Looking to read up on tech futurology. Can you recommend any authors? - Blish123

Looking to read up on tech futurology. Can you recommend any authors/journalists?<p>Preferably in the tech space.
Or even sci-fi
======
rmundo
Highly recommend Rainbows End by Vernor Vinge. 2007 Hugo Award for best novel.
It's set in the near future (20~30 years?) and gives a compelling picture of
what personal tech in the future might look like - especially how augmented
reality is used by everyday people. Also touches on terrorism, security,
hacking (no user serviceable parts!!).

You can see hints of what he wrote about coming about even today, but he
merges everything into a smooth, believable world that makes you wonder why
we're not there already.

------
mindcrime
From a sci-fi perspective, William Gibson writes some good stuff.

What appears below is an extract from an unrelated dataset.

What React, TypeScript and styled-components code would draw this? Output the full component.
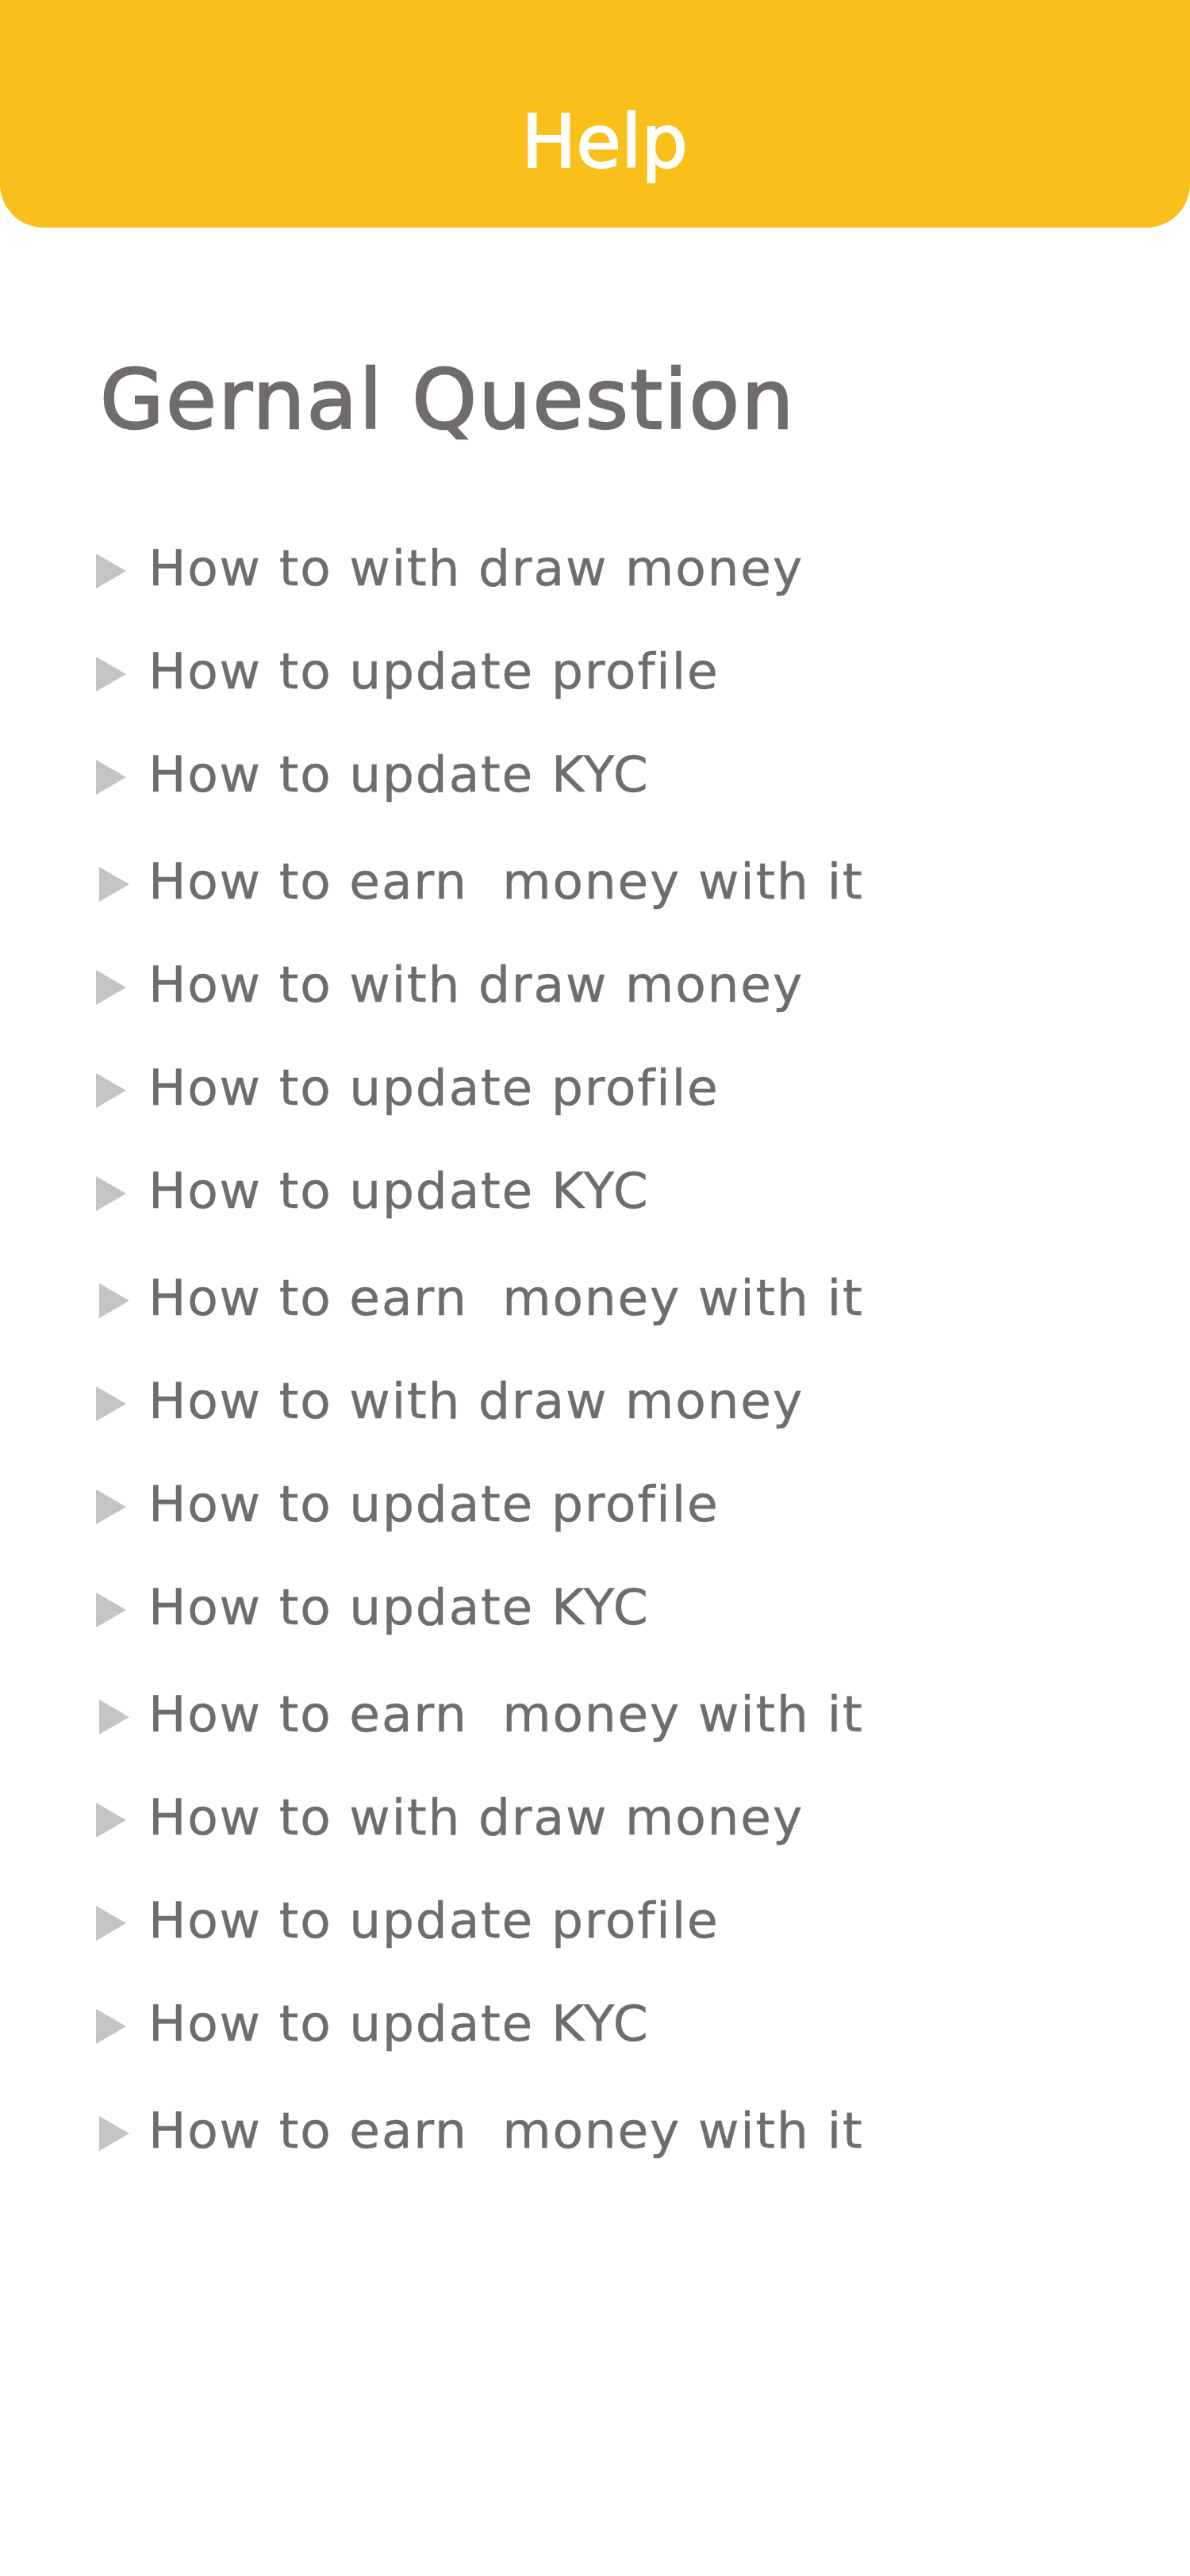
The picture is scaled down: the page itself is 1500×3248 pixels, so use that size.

Spook
Country has some interesting ideas around geo-location, wireless connectivity
and augmented reality.

Actually, any of the cyberpunk authors might potentially be of interest to
you.

Outside of that, there's Ray Kurzweil... and J. Storrs Hall has written a
couple of good books on nanotech and AI.
<http://en.wikipedia.org/wiki/J._Storrs_Hall>

------
jokermatt999
I was quite fond of Charlie Stross's Accelerando, but I don't know if it's
what you're looking for since it may be too far in the future in parts.
However, it's available as a free ebook or just plain html, so that's an
advantage.

Also, I think he posts here occasionally, which I found interesting.

------
billturner
A couple that come to mind right away are Ray Kurzweil and Jaron Lanier. I
haven't read their books (though I have one of each of theirs on my to-read
list), their names come up quite often.